Critical fields to sync from marketing automation to CRM when creating opportunities: original source (first touchpoint), lead source (conversion point), campaign ID, all UTM parameters (source, medium, campaign, content, term), landing page URL, referrer URL, lead creation date, MQL date, SQL date, lead score at conversion, and engagement history summary.

Additionally, sync contact-level engagement data for all stakeholders associated with the opportunity. This provides sales with context on which content each decision-maker has consumed, which emails they’ve engaged with, and which competitors they’ve researched on your site.

How do you maintain attribution accuracy when opportunities involve multiple contacts from the same company?

Implement account-level attribution that tracks all contacts associated with the opportunity and their individual journeys. Use contact roles (decision-maker, influencer, champion) to weight attribution appropriately—the CFO who approves budget matters more than the end user who will consume your product.
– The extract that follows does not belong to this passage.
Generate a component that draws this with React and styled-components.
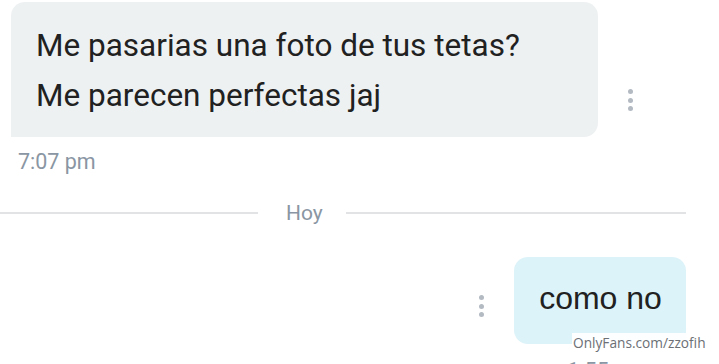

Advanced attribution platforms aggregate touchpoints across all opportunity contacts, then apply your chosen attribution model to the complete journey. This might mean 40+ touchpoints across 8 stakeholders over 6 months, with fractional credit distributed based on touchpoint type, timing, and contact role.

What’s an acceptable opportunity-to-close conversion rate?

Industry benchmarks vary significantly by sector, deal size, and sales cycle. SaaS companies typically see 15-30% opportunity-to-close rates, while enterprise software might run 20-35% due to more rigorous qualification before opportunity creation. Transactional B2B can reach 40-50% if opportunities represent genuinely qualified deals.

More important than the absolute percentage is the variance by source. If your overall close rate is 25% but opportunities from webinars close at 40% while opportunities from paid social close at 12%, you’ve identified a critical optimization insight. Low close rates by source indicate either poor lead quality from that channel or misalignment between the audience that channel attracts and your ideal customer profile.